The "unique" thing about this code is that we have a loop with only a single iteration. If we make it multiple iterations, the error does not happen. The error also does not happen when we only have two, not three, nested loops.

module {
  aie.device(npu1_4col) {

    %tile_0_1 = aie.tile(0, 1)
    %tile_0_2 = aie.tile(0, 2)

    aie.objectfifo @fifoA(%tile_0_2, {%tile_0_1}, 2 : i32) : !aie.objectfifo<memref<64x64xbf16>>
    aie.objectfifo @fifoB(%tile_0_1, {%tile_0_2}, 2 : i32) : !aie.objectfifo<memref<64x64xbf16>>

    %core_0_2 = aie.core(%tile_0_2) {

      %c0 = arith.constant 0 : index
      %c1 = arith.constant 1 : index
      %c4 = arith.constant 4 : index
      %c4294967295 = arith.constant 4294967295 : index

      scf.for %arg0 = %c0 to %c4294967295 step %c1 {
        scf.for %arg1 = %c0 to %c1 step %c1 {
          %0 = aie.objectfifo.acquire @fifoA(Produce, 1) : !aie.objectfifosubview<memref<64x64xbf16>>
          %1 = aie.objectfifo.subview.access %0[0] : !aie.objectfifosubview<memref<64x64xbf16>> -> memref<64x64xbf16>
          scf.for %arg2 = %c0 to %c4 step %c1 {
            %2 = aie.objectfifo.acquire @fifoB(Consume, 1) : !aie.objectfifosubview<memref<64x64xbf16>>
            %3 = aie.objectfifo.subview.access %2[0] : !aie.objectfifosubview<memref<64x64xbf16>> -> memref<64x64xbf16>
            aie.objectfifo.release @fifoB(Consume, 1)
          }
          aie.objectfifo.release @fifoA(Produce, 1)
        }
      }

      aie.end

    }
  }
}

Alternative error

If we remove the two aie.objectfifo.subview.access statements, the error instead becomes:

/home/github/actions-runner/_work/mlir-aie/mlir-aie/mlir/src/python/MLIRPythonExtension.Core/IRModule.h:433:
mlir::python::PyMlirContext::ErrorCapture::~ErrorCapture(): Assertion `errors.empty() && "unhandled captured errors"' failed.
Aborted (core dumped)

Workaround

In the Python code that generates the MLIR, check if loops have a single iteration.

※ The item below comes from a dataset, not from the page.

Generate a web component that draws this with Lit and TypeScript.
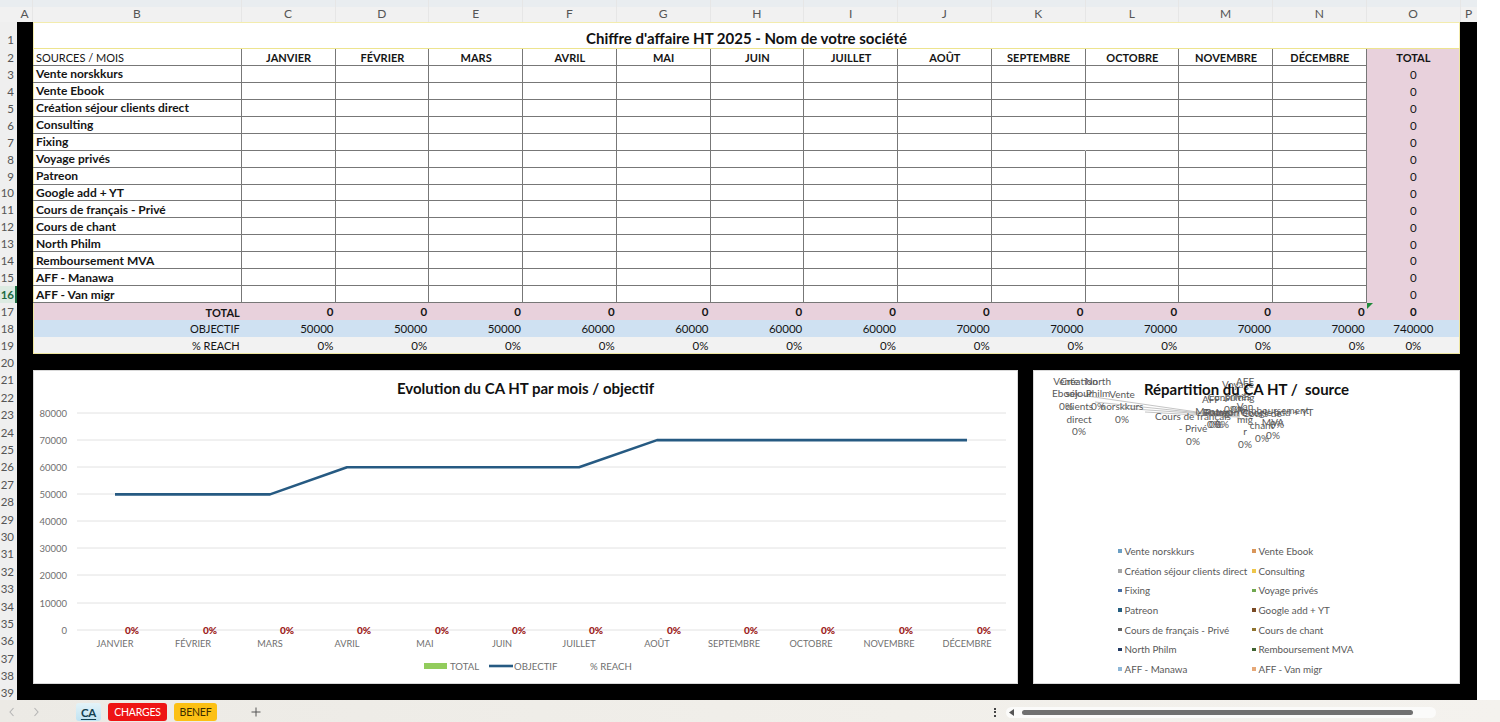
import { LitElement, html, css, svg } from "lit";
import { customElement } from "lit/decorators.js";

const COLS = ["A","B","C","D","E","F","G","H","I","J","K","L","M","N","O","P"];
const MONTHS = ["JANVIER","FÉVRIER","MARS","AVRIL","MAI","JUIN","JUILLET","AOÛT","SEPTEMBRE","OCTOBRE","NOVEMBRE","DÉCEMBRE"];
const SOURCES = ["Vente norskkurs","Vente Ebook","Création séjour clients direct","Consulting","Fixing","Voyage privés","Patreon","Google add + YT","Cours de français - Privé","Cours de chant","North Philm","Remboursement MVA","AFF - Manawa","AFF - Van migr"];
const OBJ = [50000,50000,50000,60000,60000,60000,60000,70000,70000,70000,70000,70000];
const LEGEND: [string,string][] = [
  ["Vente norskkurs","#6b9fc4"],["Vente Ebook","#d9965a"],
  ["Création séjour clients direct","#a5a5a5"],["Consulting","#eec64a"],
  ["Fixing","#4a6fa5"],["Voyage privés","#70a850"],
  ["Patreon","#255e80"],["Google add + YT","#7a4a25"],
  ["Cours de français - Privé","#636363"],["Cours de chant","#8f7430"],
  ["North Philm","#223a64"],["Remboursement MVA","#3f6432"],
  ["AFF - Manawa","#8fb8d8"],["AFF - Van migr","#e6a878"],
];
const X = [115,193,270,347,425,502,579,657,734,811,889,967];
const Y_LABELS: [string,number][] = [["80000",413],["70000",440],["60000",467],["50000",494],["40000",521],["30000",548],["20000",575],["10000",603],["0",630]];
const yFor = (v:number)=> 630 - v/80000*217;

const PIE_LABELS: [number,number,string[]][] = [
  [1066,381,["Vente","Ebook","0%"]],
  [1079,381,["Création","séjour","clients","direct","0%"]],
  [1098,381,["North","Philm","0%"]],
  [1122,394,["Vente","norskkurs","0%"]],
  [1193,416,["Cours de français","- Privé","0%"]],
  [1238,384,["Voyage","privés","0%"]],
  [1245,381,["AFF","-","Van","mig","r","0%"]],
  [1214,399,["AFF -","Manawa","0%"]],
  [1231,397,["Consulting","0%"]],
  [1222,412,["Patreon","0%"]],
  [1216,412,["Fixing","0%"]],
  [1273,410,["Remboursement","MVA","0%"]],
  [1277,412,["Google add + YT","0%"]],
  [1262,413,["Cours de","chant","0%"]],
];
const PIE_LINES = [
  "M1080 395 L1197 412 L1240 414","M1095 402 L1200 413 L1240 415","M1120 408 L1205 414 L1240 416","M1145 412 L1215 416 L1240 417","M1238 411 H1250 V419 H1238 Z",
];

@customElement("app-root")
export class AppRoot extends LitElement {
  static styles = css`
    :host { display:block; width:1500px; height:722px; overflow:hidden; background:#fff;
      font-family:"Lato","Liberation Sans",sans-serif; color:#111; }
    .head { display:flex; height:22px; background:linear-gradient(#e9edf0 0 7px,#f1f1f1 7px); color:#555; font-size:12px; }
    .corner { width:17px; flex:none; }
    .ch { display:flex; align-items:flex-end; justify-content:center; padding-bottom:1px; box-sizing:border-box; flex:none; border-right:1px solid #e6e6e6; }
    .ch.a { width:16px; } .ch.b { width:208.75px; } .ch.m { width:93.75px; } .ch.p { width:16.25px; border:0; }
    .head .rest { flex:1; background:#fff; }
    .mid { display:flex; height:678px; }
    .rows { width:17px; flex:none; background:#efefef; color:#555; font-size:11.5px; display:flex; flex-direction:column; }
    .rh { display:flex; align-items:center; justify-content:flex-end; padding-right:3px; height:16.94px; flex:none; box-sizing:border-box; }
    .rh.first { height:27px; padding-top:7px; }
    .rh.low { height:17.4px; }
    .rh.act { background:#dcebe2; color:#1e6b42; font-weight:700; border-right:2px solid #1e6b42; padding-right:1px; }
    .sheet { width:1460px; flex:none; background:#000; padding:0 17px 0 16px; box-sizing:border-box; display:flex; flex-direction:column; }
    .table { display:grid; grid-template-columns:208.75px repeat(12,93.75px) 93.25px; grid-template-rows:27px repeat(18,16.94px); background:#fff; font-size:12px; position:relative; }
    .title { grid-column:1 / -1; display:flex; align-items:center; justify-content:center; font-weight:700; font-size:15px; padding-top:4px; border:1px solid #f3ecae; border-bottom-color:#ede48f; box-sizing:border-box; }
    .c { display:flex; align-items:center; box-sizing:border-box; padding:1px 2px 0 3px; white-space:nowrap; overflow:hidden; color:#151515; line-height:1; }
    .caps { font-size:11px; }
    .num { font-size:11.5px; }
    .grid { border-right:1px solid #777; border-bottom:1px solid #777; }
    .gap { border-right-color:transparent; }
    .ctr { justify-content:center; }
    .r { justify-content:flex-end; }
    .bold { font-weight:700; }
    .pink { background:#e8d1dc; }
    .blue { background:#cfe1f2; }
    .grey { background:#f2f2f2; }
    .tri { position:absolute; left:1333.5px; top:280.5px; width:0; height:0; border-top:6px solid #1f8a3a; border-right:6px solid transparent; }
    .last { border-bottom:1px solid #eee6a0; }
    .edge { box-shadow:inset -1px 0 #eee6a0; padding-right:3px; }
    .edgel { box-shadow:inset 1px 0 #eee6a0; }
    .charts { display:flex; gap:15px; margin-top:16.5px; height:314px; }
    .chart { background:#fff; box-shadow:inset 0 0 0 1px #d9d9d9; flex:none; box-sizing:border-box; }
    .chart.line { width:985px; }
    .chart.pie { width:427px; display:flex; flex-direction:column; }
    svg { display:block; }
    .t { font-family:"Lato","Liberation Sans",sans-serif; }
    .legend { display:grid; grid-template-columns:134px 134px; grid-auto-rows:19.63px; padding-left:85px; font-size:9.8px; color:#595959; white-space:nowrap; }
    .li { display:flex; align-items:center; gap:3px; }
    .mk { width:3.5px; height:3.5px; flex:none; }
    .right { flex:1; background:#fff; }
    .tabs { height:22px; display:flex; align-items:center; padding-top:2px; box-sizing:border-box; background:linear-gradient(90deg,#eceae5,#f1efea 60%,#f4f2ee); font-size:10.5px; letter-spacing:-0.2px; }
    .nav { display:flex; gap:16px; margin-left:8px; width:68px; flex:none; }
    .tab { height:18px; display:flex; align-items:center; justify-content:center; border-radius:3px; box-sizing:border-box; flex:none; }
    .tab.ca { width:25px; background:linear-gradient(#e4f3f8,#bfe3f3); color:#12404f; font-weight:700; font-size:11.5px; text-decoration:underline; text-underline-offset:2px; margin-right:7px; }
    .tab.ch1 { width:59px; background:#ee1414; color:#fff; margin-right:7px; }
    .tab.be { width:43px; background:#fcc014; color:#3a2c00; }
    .plus { margin-left:34px; width:10px; flex:none; }
    .dots { margin-left:733px; width:3px; flex:none; display:flex; flex-direction:column; gap:1.5px; }
    .dots i { width:2px; height:2px; background:#444; display:block; }
    .track { margin-left:9px; width:430px; height:11px; background:#fbfbfa; border-radius:6px; display:flex; align-items:center; gap:4px; padding-left:3px; box-sizing:border-box; flex:none; }
    .thumb { width:391px; height:5px; border-radius:3px; background:#707070; margin-left:4px; }
  `;

  private cols(){ return COLS.map(c => html`<div class="ch ${c==="A"?"a":c==="B"?"b":c==="P"?"p":"m"}">${c}</div>`); }

  private rowHeads(){
    const out=[];
    for(let n=1;n<=39;n++){
      const k = n===1?"first":n>=20?"low":"";
      out.push(html`<div class="rh ${k} ${n===16?"act":""}">${n}</div>`);
    }
    return out;
  }

  private table(){
    return html`<div class="table">
      <div class="title">Chiffre d'affaire HT 2025 - Nom de votre société</div>
      <div class="c caps grid edgel">SOURCES / MOIS</div>
      ${MONTHS.map(m=>html`<div class="c caps grid ctr bold">${m}</div>`)}
      <div class="c caps ctr bold pink edge">TOTAL</div>
      ${SOURCES.map((s,row)=>html`
        <div class="c grid bold edgel">${s}</div>
        ${MONTHS.map((_,col)=>html`<div class="c grid ${row===4&&col===8?"gap":""}"></div>`)}
        <div class="c num ctr pink edge">0</div>`)}
      <div class="c caps r bold pink edgel">TOTAL</div>
      ${MONTHS.map(()=>html`<div class="c num r bold pink">0</div>`)}
      <div class="c num ctr bold pink edge">0</div>
      <div class="c caps r blue edgel">OBJECTIF</div>
      ${OBJ.map(v=>html`<div class="c num r blue">${v}</div>`)}
      <div class="c num ctr blue edge">740000</div>
      <div class="c caps r grey last edgel">% REACH</div>
      ${OBJ.map(()=>html`<div class="c num r grey last">0%</div>`)}
      <div class="c num ctr grey last edge">0%</div>
      <div class="tri"></div>
    </div>`;
  }

  private lineChart(){
    const pts = X.map((x,i)=>`${x},${yFor(OBJ[i])}`).join(" ");
    return html`<svg width="985" height="314" viewBox="33 370 985 314" class="t">
      <text x="525.5" y="394" text-anchor="middle" font-size="15" font-weight="700" fill="#111">Evolution du CA HT par mois / objectif</text>
      ${Y_LABELS.map(([l,y])=>svg`
        <line x1="77" x2="1006" y1=${y} y2=${y} stroke="#e2e2e2" stroke-width="1"/>
        <text x="67" y=${y+3.5} text-anchor="end" font-size="9.5" fill="#6f6f6f">${l}</text>`)}
      <polyline points=${pts} fill="none" stroke="#265a82" stroke-width="2.6" stroke-linejoin="round"/>
      ${X.map((x,i)=>svg`
        <text x=${x+17} y="634" text-anchor="middle" font-size="10" font-weight="900" fill="#9c2020">0%</text>
        <text x=${x} y="647" text-anchor="middle" font-size="9.2" fill="#6f6f6f">${MONTHS[i]}</text>`)}
      <rect x="424" y="663" width="23" height="6" fill="#92cc5c"/>
      <text x="450" y="670" font-size="9.6" fill="#6f6f6f">TOTAL</text>
      <line x1="489" x2="513" y1="666" y2="666" stroke="#265a82" stroke-width="2.6"/>
      <text x="514" y="670" font-size="9.6" fill="#6f6f6f">OBJECTIF</text>
      <text x="590" y="670" font-size="9.6" fill="#6f6f6f">% REACH</text>
    </svg>`;
  }

  private pieChart(){
    return html`<svg width="427" height="171" viewBox="1033 370 427 171" class="t">
      <g stroke="#b5b5b5" fill="none" stroke-width="0.8">${PIE_LINES.map(d=>svg`<path d=${d}/>`)}</g>
      ${PIE_LABELS.map(([x,y,ls])=>svg`<text text-anchor="middle" font-size="10" fill="#595959">${ls.map((l,i)=>svg`<tspan x=${x} y=${y+3.5+i*12.7}>${l}</tspan>`)}</text>`)}
      <text x="1246.5" y="394.5" text-anchor="middle" font-size="15" font-weight="700" fill="#111" xml:space="preserve">Répartition du CA HT /  source</text>
    </svg>
    <div class="legend">${LEGEND.map(([l,c])=>html`<div class="li"><span class="mk" style="background:${c}"></span>${l}</div>`)}</div>`;
  }

  render(){
    return html`
      <div class="head"><div class="corner"></div>${this.cols()}<div class="rest"></div></div>
      <div class="mid">
        <div class="rows">${this.rowHeads()}</div>
        <div class="sheet">
          ${this.table()}
          <div class="charts">
            <div class="chart line">${this.lineChart()}</div>
            <div class="chart pie">${this.pieChart()}</div>
          </div>
        </div>
        <div class="right"></div>
      </div>
      <div class="tabs">
        <div class="nav">
          <svg width="8" height="10" viewBox="0 0 8 10"><path d="M5.5 1 2 5l3.5 4" fill="none" stroke="#b5b5b5" stroke-width="1.1"/></svg>
          <svg width="8" height="10" viewBox="0 0 8 10"><path d="M2.5 1 6 5 2.5 9" fill="none" stroke="#b5b5b5" stroke-width="1.1"/></svg>
        </div>
        <div class="tab ca">CA</div>
        <div class="tab ch1">CHARGES</div>
        <div class="tab be">BENEF</div>
        <svg class="plus" width="10" height="10" viewBox="0 0 10 10"><path d="M5 0.5v9M0.5 5h9" stroke="#555" stroke-width="1"/></svg>
        <div class="dots"><i></i><i></i><i></i></div>
        <div class="track">
          <svg width="5" height="7" viewBox="0 0 5 7"><path d="M5 0v7L0 3.5z" fill="#555"/></svg>
          <div class="thumb"></div>
        </div>
      </div>`;
  }
}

If so, do not emit the loop.

cc @AndraBisca

andrej commented 3 weeks ago

After some more testing, this appears to affect not just loops with one iteration. For example, giving the middle loop nine iterations and the inner one four gives the same error, as follows:

module {
  aie.device(npu1_4col) {

    %tile_0_1 = aie.tile(0, 1)
    %tile_0_2 = aie.tile(0, 2)

    aie.objectfifo @fifoA(%tile_0_2, {%tile_0_1}, 2 : i32) : !aie.objectfifo<memref<64x64xbf16>>
    aie.objectfifo @fifoB(%tile_0_1, {%tile_0_2}, 2 : i32) : !aie.objectfifo<memref<64x64xbf16>>

    %core_0_2 = aie.core(%tile_0_2) {

      %c0 = arith.constant 0 : index
      %c1 = arith.constant 1 : index
      %c9 = arith.constant 9 : index
      %c4 = arith.constant 4 : index
      %c4294967295 = arith.constant 4294967295 : index

      scf.for %arg0 = %c0 to %c4294967295 step %c1 {
        scf.for %arg1 = %c0 to %c9 step %c1 {     //  <- 

          %0 = aie.objectfifo.acquire @fifoA(Produce, 1) : !aie.objectfifosubview<memref<64x64xbf16>>
          %1 = aie.objectfifo.subview.access %0[0] : !aie.objectfifosubview<memref<64x64xbf16>> -> memref<64x64xbf16>

          scf.for %arg2 = %c0 to %c4 step %c1 {

            %2 = aie.objectfifo.acquire @fifoB(Consume, 1) : !aie.objectfifosubview<memref<64x64xbf16>>
            %3 = aie.objectfifo.subview.access %2[0] : !aie.objectfifosubview<memref<64x64xbf16>> -> memref<64x64xbf16>
            aie.objectfifo.release @fifoB(Consume, 1)

          }

          aie.objectfifo.release @fifoA(Produce, 1)

        }
      }
      aie.end
    }
  }
}

I also noticed the ObjectFIFO depth has to be > 1 for the error to trigger. (I think for depth=1, the loops are not unrolled.)